Block Handles, continued

Fri Aug 17 18:36:36 PDT 2012

Data Handle Functionality

Reference Counting

The lifetime of a cached block image is controlled by reference counting, provided by
getblk, bread and brelse for the traditional buffer cache, and in the Tux3 userspace
buffer library by blockget, blockread and blockput. Blockget (getblk) and blockread
(bread) increment a per-buffer refcount while blockput (brelese) decrements it. Only
a buffer with zero refcount may be evicted from cache.

The new (proposed) block handles API does not provide reference counting of individual
blocks, because a block is not the fundamental cache unit. Rather, several blocks
share a page and all blocks cached on a given page must have zero reference count
before the page (and thus all the block cached on it) may be evicted from cache.

The new block handles API provides reference counting like the traditional buffer API,
but not of individual blocks. Instead, the reference count of the underlying cache page
is incremented and decremented. This saves a little memory and corresponds to the
reality of how blocks are grouped together in a page cache. This approach also removes
a layer of confusion. The linux __brelse function has the commentary:

   "If all buffers against a page have zero reference count, are clean and unlocked,
   and if the page is clean and unlocked then try_to_free_buffers() may strip the
   buffers from the page in preparation for freeing it"
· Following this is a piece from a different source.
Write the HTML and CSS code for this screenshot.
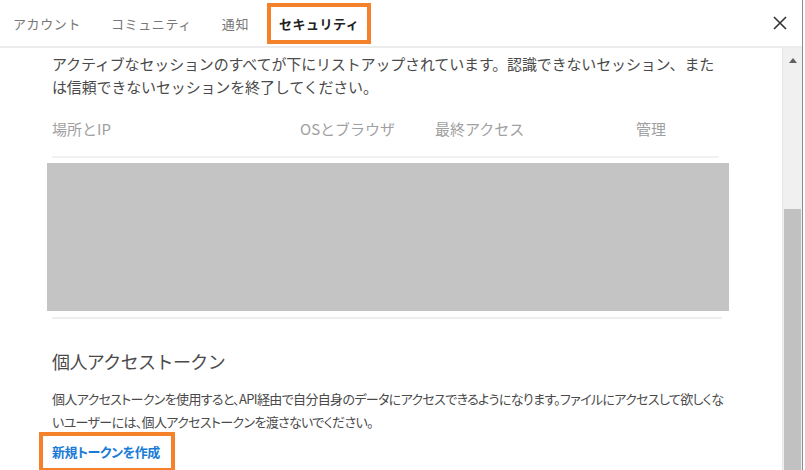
FILE: index.html
```html
<!DOCTYPE html>
<html lang="ja">
<head>
<meta charset="utf-8">
<title>設定 - セキュリティ</title>
<link rel="stylesheet" href="styles.css">
</head>
<body>

<div class="dialog">
	<header class="topbar">
		<nav class="tabs">
			<span class="tab">アカウント</span>
			<span class="tab">コミュニティ</span>
			<span class="tab">通知</span>
			<span class="tab active">セキュリティ</span>
		</nav>
		<button class="close" aria-label="閉じる">
			<svg width="16" height="16" viewBox="0 0 16 16"><path d="M2 2L14 14M14 2L2 14" stroke="#333" stroke-width="1.6" fill="none"/></svg>
		</button>
	</header>

	<div class="main">
		<div class="content">
			<p class="intro">アクティブなセッションのすべてが下にリストアップされています。認識できないセッション、または信頼できないセッションを終了してください。</p>

			<div class="session_head">
				<span>場所とIP</span>
				<span>OSとブラウザ</span>
				<span>最終アクセス</span>
				<span>管理</span>
			</div>
			<div class="session_list"></div>
			<div class="divider"></div>

			<h2 class="section_title">個人アクセストークン</h2>
			<p class="token_text">個人アクセストークンを使用すると、API経由で自分自身のデータにアクセスできるようになります。ファイルにアクセスして欲しくないユーザーには、個人アクセストークンを渡さないでください。</p>
			<a class="new_token" href="#">新規トークンを作成</a>
		</div>

		<div class="scrollbar">
			<div class="scroll_up"></div>
			<div class="scroll_thumb"></div>
		</div>
	</div>
</div>

</body>
</html>
```

FILE: styles.css
```css
html, body { margin: 0; padding: 0; background: #fff; }
body { font-family: "Noto Sans CJK JP", "Noto Sans", sans-serif; color: #4d4d4d; }

.dialog {
	width: 802px; height: 470px;
	border-right: 1px solid #8c8c8c;
	display: flex; flex-direction: column;
	overflow: hidden;
}

/* tabs */
.topbar {
	height: 46px;
	border-bottom: 2px solid #ececec;
	display: flex; align-items: center; justify-content: space-between;
	padding: 0 0 0 13px;
	flex-shrink: 0;
}
.tabs { display: flex; gap: 30px; align-items: center; }
.tab {
	font-size: 13px; line-height: 17px; letter-spacing: 0.6px;
	color: #777;
}
.tab.active {
	color: #222; font-weight: bold; letter-spacing: 0.5px;
	outline: 4px solid #f5822b; outline-offset: 8px;
}
.close {
	border: none; background: none; padding: 0;
	width: 16px; height: 16px; margin-right: 14px;
	display: flex;
}

/* body */
.main { flex: 1; display: flex; min-height: 0; }
.content {
	flex: 1;
	padding: 4px 61px 0 52px;
	overflow: hidden;
}
.intro {
	margin: 0;
	font-size: 15px; line-height: 23px; letter-spacing: -0.15px;
	color: #4a4a4a;
}

.session_head {
	margin: 9px 2px 0 0;
	padding: 10px 0 16px;
	border-bottom: 2px solid #f1f1f1;
	display: grid;
	grid-template-columns: 248px 135px 201px 1fr;
	font-size: 15px; line-height: 23px;
	color: #a0a0a0;
}
.session_list {
	margin: 5px -8px 0 -5px;
	height: 148px;
	background: #c4c4c4;
}
.divider {
	margin: 6px -1px 0 0;
	border-top: 2px solid #eeeeee;
}

.section_title {
	margin: 29px 0 0;
	font-size: 18px; line-height: 26px; font-weight: normal;
	letter-spacing: -0.6px;
	color: #4a4a4a;
}
.token_text {
	margin: 13px -4px 0 0;
	font-size: 13px; line-height: 23px; letter-spacing: -0.65px;
	font-feature-settings: "palt";
	color: #4a4a4a;
}
.new_token {
	display: inline-block;
	margin: 8px 0 0 -4px;
	padding: 1px 6px 1px 4px;
	font-size: 13px; line-height: 20px; font-weight: bold; letter-spacing: -0.4px;
	font-feature-settings: "palt";
	color: #1a7bd6; text-decoration: none;
	outline: 4px solid #f5822b; outline-offset: 5px;
}

/* fake scrollbar */
.scrollbar {
	width: 19px;
	background: #f0f0f0;
	border-left: 1px solid #e6e6e6;
	display: flex; flex-direction: column; align-items: center;
}
.scroll_up {
	margin-top: 10px;
	width: 0; height: 0;
	border-left: 4px solid transparent;
	border-right: 4px solid transparent;
	border-bottom: 5px solid #606060;
}
.scroll_thumb {
	margin-top: 146px;
	width: 17px; flex: 1;
	background: #c1c1c1;
}
```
And to make matters worse, the semantics of try_to_free_buffers are difficult to
understand. The new block handles API hopes to bypass much of this unhelpful
complexity.

Block Indexing

The main purpose of the buffer API is to index a cached block given a block index,
which might be either a physical block on disk or a logical block of a file
(the difference between physical and logical cache mapping lies entirely in the
read/write methods supplied to transfer a cached block from or to disk). Therefore,
a blkget or bread takes a physical block index as a parameter and remembers it in
the buffer_head structure in order to flush blocks to disk. This model serves
reasonably well for primitive filesystems such as Ext2 that lack transactional
semantics and do not provide recovery guarantees, but does not work well for Tux3,
where flushing a dirty block to the same address it was read from would nearly
always amount to a recovery guarantee violation.
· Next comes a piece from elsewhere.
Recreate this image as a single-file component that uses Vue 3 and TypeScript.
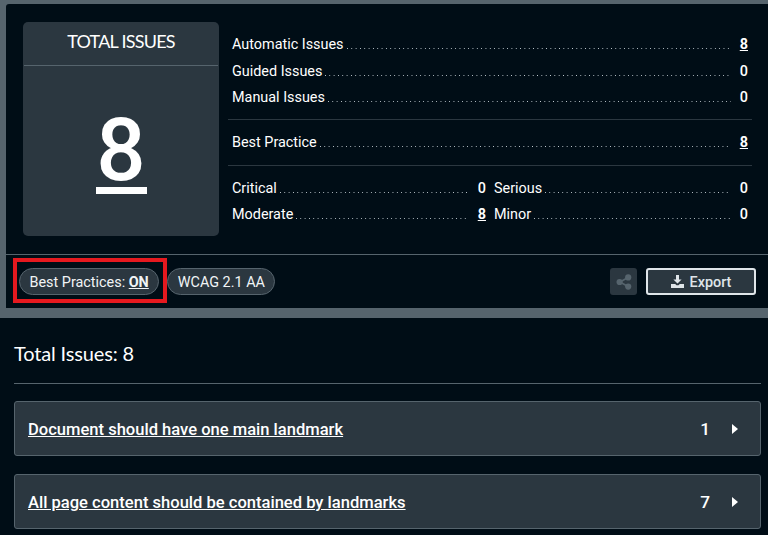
<script setup lang="ts">
interface Row { label: string; value: number; link?: boolean }
const groups: Row[][] = [
  [
    { label: 'Automatic Issues', value: 8, link: true },
    { label: 'Guided Issues', value: 0 },
    { label: 'Manual Issues', value: 0 },
  ],
  [{ label: 'Best Practice', value: 8, link: true }],
]
const severity: Row[] = [
  { label: 'Critical', value: 0 },
  { label: 'Serious', value: 0 },
  { label: 'Moderate', value: 8, link: true },
  { label: 'Minor', value: 0 },
]
const issues = [
  { title: 'Document should have one main landmark', count: 1 },
  { title: 'All page content should be contained by landmarks', count: 7 },
]
</script>

<template>
  <div class="page">
    <section class="summary-wrap">
      <div class="summary">
        <div class="top">
          <div class="total">
            <div class="total-head">TOTAL ISSUES</div>
            <div class="total-body"><a class="big" href="#">8</a></div>
          </div>
          <div class="stats">
            <template v-for="(group, i) in groups" :key="i">
              <div class="group">
                <div v-for="r in group" :key="r.label" class="row">
                  <span class="label">{{ r.label }}</span>
                  <span class="dots"></span>
                  <a v-if="r.link" class="val link" href="#">{{ r.value }}</a>
                  <span v-else class="val">{{ r.value }}</span>
                </div>
              </div>
            </template>
            <div class="group sev">
              <div v-for="r in severity" :key="r.label" class="row">
                <span class="label">{{ r.label }}</span>
                <span class="dots"></span>
                <a v-if="r.link" class="val link" href="#">{{ r.value }}</a>
                <span v-else class="val">{{ r.value }}</span>
              </div>
            </div>
          </div>
        </div>
        <div class="toolbar">
          <div class="chips">
            <button class="chip first">Best Practices: <u>ON</u><span class="mark"></span></button>
            <button class="chip">WCAG 2.1 AA</button>
          </div>
          <div class="actions">
            <button class="share" aria-label="Share">
              <svg width="16" height="16" viewBox="0 0 16 16">
                <path d="M4 8 12 3.5M4 8l8 4.5" stroke="#56646d" stroke-width="1.6" fill="none" />
                <circle cx="3.6" cy="8" r="3.1" fill="#56646d" />
                <circle cx="12.2" cy="3.4" r="3.1" fill="#56646d" />
                <circle cx="12.2" cy="12.6" r="3.1" fill="#56646d" />
              </svg>
            </button>
            <button class="export">
              <svg width="13" height="13" viewBox="0 0 13 13">
                <path d="M5 0h3v4.500h2.600L6.500 8.600 2.400 4.500H5z" fill="#dfe5e9" />
                <path d="M0 9h4.200l1.300 1.300h2L8.800 9H13v4H0z" fill="#dfe5e9" />
              </svg>
              <span class="export-text">Export</span>
            </button>
          </div>
        </div>
      </div>
    </section>

    <main class="results">
      <h2 class="results-title">Total Issues: 8</h2>
      <div class="issue-list">
        <div v-for="it in issues" :key="it.title" class="issue">
          <a class="issue-title" href="#">{{ it.title }}</a>
          <span class="issue-count">{{ it.count }}</span>
          <span class="caret"></span>
        </div>
      </div>
    </main>
  </div>
</template>

<style>
html, body { margin: 0; background: #000d16; overflow: hidden; }
</style>

<style scoped>
.page {
  width: 768px;
  height: 535px;
  overflow: hidden;
  background: #000d16;
  color: #fff;
  font-family: Roboto, "Liberation Sans", sans-serif;
  font-size: 14.400px;
}
.summary-wrap {
  background: #56646d;
  padding: 4px 0 10px 6px;
}
.summary {
  background: #000d16;
  height: 304px;
  border-radius: 3px 0 0 0;
  display: flex;
  flex-direction: column;
}
.top {
  height: 251px;
  box-sizing: border-box;
  padding: 18px 16px 0 17px;
  display: flex;
  gap: 9px;
  border-bottom: 1px solid #56646d;
}
.total {
  width: 196px;
  height: 214px;
  background: #2b3740;
  border-radius: 5px;
  display: flex;
  flex-direction: column;
}
.total-head {
  height: 43px;
  margin: 0 1px;
  border-bottom: 1px solid #56646d;
  font-family: Lato, sans-serif;
  font-size: 18px;
  letter-spacing: -0.75px;
  line-height: 39px;
  text-align: center;
}
.total-body {
  flex: 1;
  display: flex;
  justify-content: center;
  align-items: center;
}
.big {
  display: block;
  width: 51px;
  color: #fff;
  font-size: 87px;
  line-height: 74px;
  font-weight: 500;
  text-align: center;
  text-decoration: none;
  border-bottom: 7px solid #fff;
  margin-top: 5px;
}
.stats {
  flex: 1;
  display: flex;
  flex-direction: column;
}
.group {
  padding: 9px 4px 10px;
  border-bottom: 1px solid #2b3740;
  display: flex;
  flex-direction: column;
}
.group:first-child { padding-bottom: 8px; }
.group.sev {
  border-bottom: 0;
  display: grid;
  grid-template-columns: 1fr 1fr;
  column-gap: 8px;
  padding-top: 9px;
  padding-bottom: 0;
}
.row {
  height: 26.500px;
  box-sizing: border-box;
  padding-top: 2px;
  display: flex;
  align-items: center;
  line-height: 20px;
}
.sev .row { height: 26px; }
.label { white-space: nowrap; }
.dots {
  flex: 1;
  height: 1px;
  margin: 7px 9px 0 3px;
  background-image: linear-gradient(to right, #c3ccd2 1px, transparent 1px);
  background-size: 4.330px 1px;
  background-repeat: repeat-x;
}
.val {
  min-width: 8px;
  font-weight: 500;
  text-align: right;
  color: #fff;
}
.link { font-weight: 700; text-decoration: underline; }
.toolbar {
  flex: 1;
  display: flex;
  align-items: center;
  justify-content: space-between;
  padding: 0 12px 0 13px;
}
.chips, .actions { display: flex; align-items: center; }
.chips { gap: 8px; }
.actions { gap: 9px; }
button { font-family: inherit; margin: 0; cursor: pointer; }
.chip {
  position: relative;
  height: 27px;
  padding: 2px 9.500px 0;
  border: 1px solid #56646d;
  border-radius: 14px;
  background: #2b3740;
  color: #f1f4f6;
  font-size: 14.400px;
  white-space: nowrap;
}
.chip u { font-weight: 700; }
.mark {
  position: absolute;
  left: -7px;
  right: -9px;
  top: -11px;
  bottom: -9px;
  border: 4px solid #e5191f;
  pointer-events: none;
}
.share {
  width: 27px;
  height: 27px;
  padding: 0;
  border: 0;
  border-radius: 3px;
  background: #2b3740;
  display: flex;
  align-items: center;
  justify-content: center;
}
.export {
  width: 110px;
  height: 27px;
  border: 2px solid #dfe5e9;
  border-radius: 3px;
  background: #2b3740;
  color: #dfe5e9;
  font-size: 14.400px;
  font-weight: 500;
  display: flex;
  align-items: center;
  justify-content: center;
  gap: 6px;
  padding: 0;
}
.export-text { padding-top: 2px; }
.results { padding: 0 7px 0 14px; }
.results-title {
  margin: 0;
  height: 65px;
  border-bottom: 1px solid #56646d;
  font-family: Lato, sans-serif;
  font-size: 20px;
  font-weight: 400;
  letter-spacing: -0.15px;
  line-height: 71px;
}
.issue-list {
  margin-top: 17px;
  display: flex;
  flex-direction: column;
  gap: 18px;
}
.issue {
  height: 55px;
  box-sizing: border-box;
  border: 1px solid #56646d;
  border-radius: 3px;
  background: #2b3740;
  padding: 0 22px 0 13px;
  display: flex;
  align-items: center;
}
.issue-title {
  flex: 1;
  padding-top: 2px;
  color: #fff;
  font-size: 16.560px;
  font-weight: 500;
  text-decoration: underline;
}
.issue-count {
  font-size: 17.280px;
  font-weight: 500;
  margin-right: 22px;
}
.caret {
  width: 0;
  height: 0;
  border-left: 6px solid #fff;
  border-top: 5px solid transparent;
  border-bottom: 5px solid transparent;
}
</style>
Where modern Linux filesystems do use the traditional buffer API, the functionality
of the physical block number embedded in the buffer_head is superceded by the page
cache index of the page to which the buffer is attached by means of a circular list.
So the traditional buffer->block_nr no longer does anything useful.

The new block handles API references a given cache block by a handle object that
contains the address of a page and the index number of one the blocks on that page.
A block handle fills roughly the same role as a (buffer_head *) in the traditional
buffer API: a handle is returned by blockget and blockread instead of a pointer to
a buffer, and that handle may be used later to release the block or to access its
data, or to lock or unlock it.

User Space Implementation

The block handles API relies on the existence of a page cache. Our current userspace
implementation of Tux3 does not in fact emulate a page cache in user space, nor
would there be much advantage to that except to make the userspace code more similar
to kernel code. It is for consideration whether we want to add an emulation of the
kernel space to the kernel code, or as seems more reasonable, continue to use the
existing buffer cache implementation but with modifications to bring it closer to
the new handle api. For example, we may wish to write:

    #ifdef __KERNEL__
        typedef struct handle { ... } handle;
    #else
        typedef struct buffer *handle
    #endif

Kernel Implementation

For an initial kernel implementation I propose to place the entire handle state
array in the page.private field of struct page, so we have:

    struct handle { struct page *page; unsigned i; };

As discussed above, this limits the possible blocksize/pagesize combinations, but
still supports our common case usage. It simplifies the implementation by removing
the need to manage some external object to hold per block state. We can change
this design later with only local effect. So for now, I would like to err on the
side of simplicity and leave the extension to full generality for later. (This is
for comment.)